┌─ SUPPLIED DATA
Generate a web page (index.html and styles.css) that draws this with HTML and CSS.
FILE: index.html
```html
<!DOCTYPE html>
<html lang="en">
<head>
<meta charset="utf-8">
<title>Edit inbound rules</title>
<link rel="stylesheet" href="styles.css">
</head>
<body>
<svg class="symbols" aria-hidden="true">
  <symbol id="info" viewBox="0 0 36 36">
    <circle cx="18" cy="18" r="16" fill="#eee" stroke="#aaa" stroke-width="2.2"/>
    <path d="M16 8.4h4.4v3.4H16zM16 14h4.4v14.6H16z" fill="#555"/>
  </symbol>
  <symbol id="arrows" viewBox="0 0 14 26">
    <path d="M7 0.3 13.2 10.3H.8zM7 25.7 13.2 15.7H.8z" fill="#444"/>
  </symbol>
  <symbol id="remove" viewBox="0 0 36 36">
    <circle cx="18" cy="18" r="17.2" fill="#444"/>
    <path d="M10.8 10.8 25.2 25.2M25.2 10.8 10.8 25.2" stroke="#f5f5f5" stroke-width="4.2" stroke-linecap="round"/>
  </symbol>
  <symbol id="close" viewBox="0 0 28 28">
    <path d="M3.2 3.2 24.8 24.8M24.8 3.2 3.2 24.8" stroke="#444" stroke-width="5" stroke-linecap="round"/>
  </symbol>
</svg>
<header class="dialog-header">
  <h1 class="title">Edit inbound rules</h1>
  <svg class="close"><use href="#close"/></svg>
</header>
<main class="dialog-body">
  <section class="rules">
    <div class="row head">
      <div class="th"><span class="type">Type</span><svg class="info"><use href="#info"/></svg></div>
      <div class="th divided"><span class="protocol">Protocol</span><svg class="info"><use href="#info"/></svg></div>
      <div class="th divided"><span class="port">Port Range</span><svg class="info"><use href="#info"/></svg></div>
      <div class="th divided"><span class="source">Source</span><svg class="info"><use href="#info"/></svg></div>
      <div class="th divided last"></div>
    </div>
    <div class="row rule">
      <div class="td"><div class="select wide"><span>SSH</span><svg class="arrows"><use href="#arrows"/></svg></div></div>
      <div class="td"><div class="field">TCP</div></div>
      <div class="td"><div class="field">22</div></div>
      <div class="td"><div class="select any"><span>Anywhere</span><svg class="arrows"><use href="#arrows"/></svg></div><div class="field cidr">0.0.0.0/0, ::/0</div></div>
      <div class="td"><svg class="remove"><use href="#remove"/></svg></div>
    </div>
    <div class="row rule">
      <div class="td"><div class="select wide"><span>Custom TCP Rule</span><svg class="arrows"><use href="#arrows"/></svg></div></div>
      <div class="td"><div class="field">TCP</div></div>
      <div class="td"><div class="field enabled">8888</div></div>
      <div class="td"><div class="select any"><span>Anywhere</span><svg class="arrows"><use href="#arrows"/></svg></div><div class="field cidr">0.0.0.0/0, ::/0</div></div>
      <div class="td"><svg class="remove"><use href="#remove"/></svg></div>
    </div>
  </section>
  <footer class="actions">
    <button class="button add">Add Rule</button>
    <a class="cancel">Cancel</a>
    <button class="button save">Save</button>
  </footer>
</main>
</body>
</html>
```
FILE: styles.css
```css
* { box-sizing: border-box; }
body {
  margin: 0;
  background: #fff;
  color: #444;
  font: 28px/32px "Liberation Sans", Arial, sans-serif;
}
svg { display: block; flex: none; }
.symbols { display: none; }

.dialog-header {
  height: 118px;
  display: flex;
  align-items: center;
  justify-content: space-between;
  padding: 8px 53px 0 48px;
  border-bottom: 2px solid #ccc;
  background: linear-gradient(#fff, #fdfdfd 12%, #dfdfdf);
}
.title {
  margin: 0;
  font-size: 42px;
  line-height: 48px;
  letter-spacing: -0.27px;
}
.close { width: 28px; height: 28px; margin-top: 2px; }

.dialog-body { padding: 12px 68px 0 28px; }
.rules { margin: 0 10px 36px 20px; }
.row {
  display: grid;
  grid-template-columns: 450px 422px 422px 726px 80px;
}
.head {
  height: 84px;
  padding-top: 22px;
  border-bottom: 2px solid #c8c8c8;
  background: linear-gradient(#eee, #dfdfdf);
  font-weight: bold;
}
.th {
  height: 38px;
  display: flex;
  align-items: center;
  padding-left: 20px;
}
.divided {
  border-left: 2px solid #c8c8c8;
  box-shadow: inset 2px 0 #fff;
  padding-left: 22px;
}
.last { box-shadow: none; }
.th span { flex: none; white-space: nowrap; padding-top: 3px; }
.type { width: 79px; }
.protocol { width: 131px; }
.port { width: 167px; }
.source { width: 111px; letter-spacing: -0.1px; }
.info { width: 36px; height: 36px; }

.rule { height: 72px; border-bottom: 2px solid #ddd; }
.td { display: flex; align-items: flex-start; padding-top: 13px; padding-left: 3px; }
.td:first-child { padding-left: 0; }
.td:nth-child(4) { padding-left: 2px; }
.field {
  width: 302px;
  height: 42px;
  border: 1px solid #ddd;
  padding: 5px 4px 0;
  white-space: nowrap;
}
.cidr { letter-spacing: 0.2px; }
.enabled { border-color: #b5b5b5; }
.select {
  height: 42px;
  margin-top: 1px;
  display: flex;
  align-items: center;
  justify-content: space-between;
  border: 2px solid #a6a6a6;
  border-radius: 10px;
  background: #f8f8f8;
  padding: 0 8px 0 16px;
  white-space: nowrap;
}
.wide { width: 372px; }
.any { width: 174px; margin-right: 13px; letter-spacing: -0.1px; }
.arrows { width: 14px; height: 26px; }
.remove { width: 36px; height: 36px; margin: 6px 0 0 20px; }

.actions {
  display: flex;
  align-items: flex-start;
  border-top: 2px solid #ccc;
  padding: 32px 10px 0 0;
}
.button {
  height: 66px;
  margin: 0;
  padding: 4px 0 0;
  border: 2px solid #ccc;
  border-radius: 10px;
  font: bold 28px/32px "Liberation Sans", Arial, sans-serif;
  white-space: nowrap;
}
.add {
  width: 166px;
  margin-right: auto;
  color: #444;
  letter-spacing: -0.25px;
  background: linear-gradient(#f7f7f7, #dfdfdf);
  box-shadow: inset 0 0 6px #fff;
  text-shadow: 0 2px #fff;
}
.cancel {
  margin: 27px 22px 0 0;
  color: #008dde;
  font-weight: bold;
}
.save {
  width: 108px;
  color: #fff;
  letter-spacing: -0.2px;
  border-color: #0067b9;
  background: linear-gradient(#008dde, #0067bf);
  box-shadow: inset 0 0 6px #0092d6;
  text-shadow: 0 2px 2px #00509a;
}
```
└─
┌─ SUPPLIED DATA
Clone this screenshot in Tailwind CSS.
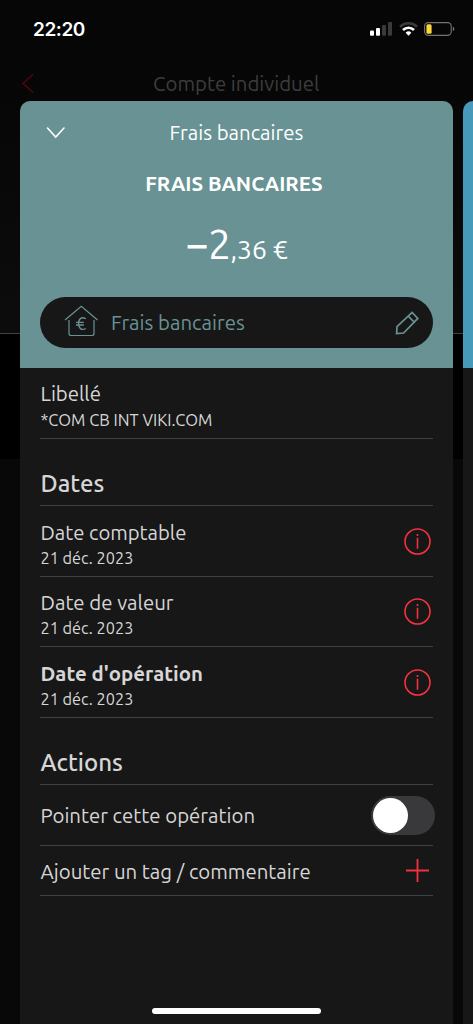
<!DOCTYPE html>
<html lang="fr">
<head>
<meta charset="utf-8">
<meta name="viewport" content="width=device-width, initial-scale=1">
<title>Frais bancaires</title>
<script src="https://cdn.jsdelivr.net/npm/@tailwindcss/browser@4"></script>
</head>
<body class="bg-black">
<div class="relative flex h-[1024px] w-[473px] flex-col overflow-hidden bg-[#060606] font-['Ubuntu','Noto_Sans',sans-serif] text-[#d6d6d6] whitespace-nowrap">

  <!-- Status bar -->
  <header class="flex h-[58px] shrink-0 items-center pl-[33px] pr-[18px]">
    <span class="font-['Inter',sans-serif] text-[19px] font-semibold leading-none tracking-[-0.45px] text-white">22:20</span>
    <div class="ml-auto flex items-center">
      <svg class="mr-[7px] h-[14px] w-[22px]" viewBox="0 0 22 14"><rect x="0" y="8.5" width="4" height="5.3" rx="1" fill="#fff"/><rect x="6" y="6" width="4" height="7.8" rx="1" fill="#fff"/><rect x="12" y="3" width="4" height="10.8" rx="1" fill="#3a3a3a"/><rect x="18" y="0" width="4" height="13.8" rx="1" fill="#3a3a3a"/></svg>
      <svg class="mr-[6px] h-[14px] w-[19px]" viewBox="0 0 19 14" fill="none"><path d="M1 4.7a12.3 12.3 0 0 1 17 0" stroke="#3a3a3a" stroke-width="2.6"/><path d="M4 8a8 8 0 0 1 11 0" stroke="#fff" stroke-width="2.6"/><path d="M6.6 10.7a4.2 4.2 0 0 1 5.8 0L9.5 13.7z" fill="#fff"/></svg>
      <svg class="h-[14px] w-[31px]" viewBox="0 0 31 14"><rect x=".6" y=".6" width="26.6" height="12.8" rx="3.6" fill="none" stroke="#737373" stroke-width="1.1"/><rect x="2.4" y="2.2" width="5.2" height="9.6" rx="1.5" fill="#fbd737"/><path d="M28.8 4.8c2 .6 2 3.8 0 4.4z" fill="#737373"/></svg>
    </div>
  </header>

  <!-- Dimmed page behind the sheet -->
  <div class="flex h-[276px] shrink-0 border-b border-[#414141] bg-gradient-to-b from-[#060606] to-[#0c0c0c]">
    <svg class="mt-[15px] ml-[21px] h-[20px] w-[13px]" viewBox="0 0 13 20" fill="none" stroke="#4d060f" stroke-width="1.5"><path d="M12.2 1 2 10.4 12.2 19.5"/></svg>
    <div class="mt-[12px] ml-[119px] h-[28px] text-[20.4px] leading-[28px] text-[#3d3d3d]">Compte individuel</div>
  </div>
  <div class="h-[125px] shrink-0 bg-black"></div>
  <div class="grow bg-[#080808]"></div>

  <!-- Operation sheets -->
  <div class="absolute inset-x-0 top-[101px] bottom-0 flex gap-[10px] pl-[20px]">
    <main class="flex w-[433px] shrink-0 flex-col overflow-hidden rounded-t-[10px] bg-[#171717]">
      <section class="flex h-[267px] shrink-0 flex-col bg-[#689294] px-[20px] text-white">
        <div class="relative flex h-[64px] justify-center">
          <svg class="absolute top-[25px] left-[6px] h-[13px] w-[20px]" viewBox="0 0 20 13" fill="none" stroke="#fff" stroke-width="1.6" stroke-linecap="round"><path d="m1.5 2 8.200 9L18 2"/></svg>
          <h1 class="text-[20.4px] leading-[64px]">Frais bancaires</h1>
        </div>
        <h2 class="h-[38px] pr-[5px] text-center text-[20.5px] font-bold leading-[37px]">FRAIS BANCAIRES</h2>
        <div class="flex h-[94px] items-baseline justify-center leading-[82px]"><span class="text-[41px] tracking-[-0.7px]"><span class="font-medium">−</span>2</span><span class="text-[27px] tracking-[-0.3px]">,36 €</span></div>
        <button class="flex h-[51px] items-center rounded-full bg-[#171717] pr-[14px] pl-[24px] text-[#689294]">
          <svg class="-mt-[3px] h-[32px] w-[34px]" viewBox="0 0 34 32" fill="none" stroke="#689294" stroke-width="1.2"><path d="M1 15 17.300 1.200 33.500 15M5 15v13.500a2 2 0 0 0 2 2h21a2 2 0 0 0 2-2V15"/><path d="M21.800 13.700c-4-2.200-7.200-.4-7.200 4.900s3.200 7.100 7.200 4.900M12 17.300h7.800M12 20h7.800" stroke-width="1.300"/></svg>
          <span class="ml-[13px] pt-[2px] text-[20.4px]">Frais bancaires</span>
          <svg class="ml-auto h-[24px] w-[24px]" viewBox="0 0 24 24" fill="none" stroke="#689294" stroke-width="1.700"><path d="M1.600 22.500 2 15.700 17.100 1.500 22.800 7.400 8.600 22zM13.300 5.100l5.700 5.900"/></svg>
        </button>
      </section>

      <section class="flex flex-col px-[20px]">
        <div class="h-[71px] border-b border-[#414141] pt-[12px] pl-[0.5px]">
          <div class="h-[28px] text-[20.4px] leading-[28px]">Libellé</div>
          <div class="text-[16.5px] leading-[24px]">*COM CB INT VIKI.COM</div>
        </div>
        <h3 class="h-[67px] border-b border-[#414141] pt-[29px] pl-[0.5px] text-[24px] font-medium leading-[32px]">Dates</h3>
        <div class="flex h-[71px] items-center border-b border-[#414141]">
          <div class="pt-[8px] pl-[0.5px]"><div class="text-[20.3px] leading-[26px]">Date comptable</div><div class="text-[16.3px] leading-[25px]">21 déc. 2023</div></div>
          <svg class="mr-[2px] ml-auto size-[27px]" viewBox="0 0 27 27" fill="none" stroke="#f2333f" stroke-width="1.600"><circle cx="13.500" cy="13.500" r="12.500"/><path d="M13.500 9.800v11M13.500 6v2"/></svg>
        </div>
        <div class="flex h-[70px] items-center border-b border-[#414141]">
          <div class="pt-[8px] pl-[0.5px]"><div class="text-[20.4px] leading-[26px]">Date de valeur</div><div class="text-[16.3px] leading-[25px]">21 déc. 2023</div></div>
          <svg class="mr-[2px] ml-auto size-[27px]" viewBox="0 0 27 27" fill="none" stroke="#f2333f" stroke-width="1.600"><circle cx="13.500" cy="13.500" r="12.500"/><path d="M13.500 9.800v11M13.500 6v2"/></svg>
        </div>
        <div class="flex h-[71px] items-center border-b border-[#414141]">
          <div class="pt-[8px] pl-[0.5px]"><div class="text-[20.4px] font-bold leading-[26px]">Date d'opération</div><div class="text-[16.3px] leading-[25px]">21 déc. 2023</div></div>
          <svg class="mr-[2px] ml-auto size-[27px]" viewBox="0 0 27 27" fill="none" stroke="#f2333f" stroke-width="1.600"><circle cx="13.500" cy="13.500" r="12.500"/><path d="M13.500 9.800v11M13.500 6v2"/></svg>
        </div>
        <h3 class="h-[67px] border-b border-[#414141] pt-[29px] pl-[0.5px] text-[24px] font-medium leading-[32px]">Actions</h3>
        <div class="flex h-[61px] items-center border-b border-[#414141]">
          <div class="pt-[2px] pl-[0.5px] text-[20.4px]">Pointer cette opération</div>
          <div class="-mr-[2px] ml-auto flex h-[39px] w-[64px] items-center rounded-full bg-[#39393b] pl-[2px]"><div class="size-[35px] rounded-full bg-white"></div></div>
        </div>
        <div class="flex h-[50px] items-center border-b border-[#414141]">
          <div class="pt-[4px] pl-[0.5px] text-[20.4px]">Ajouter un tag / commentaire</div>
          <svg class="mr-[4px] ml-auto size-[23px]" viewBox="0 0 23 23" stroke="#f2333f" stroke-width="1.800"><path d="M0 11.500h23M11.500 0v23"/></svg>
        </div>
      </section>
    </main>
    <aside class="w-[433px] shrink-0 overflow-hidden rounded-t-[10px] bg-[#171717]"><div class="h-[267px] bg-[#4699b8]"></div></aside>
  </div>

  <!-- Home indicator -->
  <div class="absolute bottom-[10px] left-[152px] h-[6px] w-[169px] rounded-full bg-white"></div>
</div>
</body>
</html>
└─
PROBLEM REQUIREMENTS
Above are the records; copy every line in them that holds the word "this".

COMPLETE RESPONSE
Generate a web page (index.html and styles.css) that draws this with HTML and CSS.
Clone this screenshot in Tailwind CSS.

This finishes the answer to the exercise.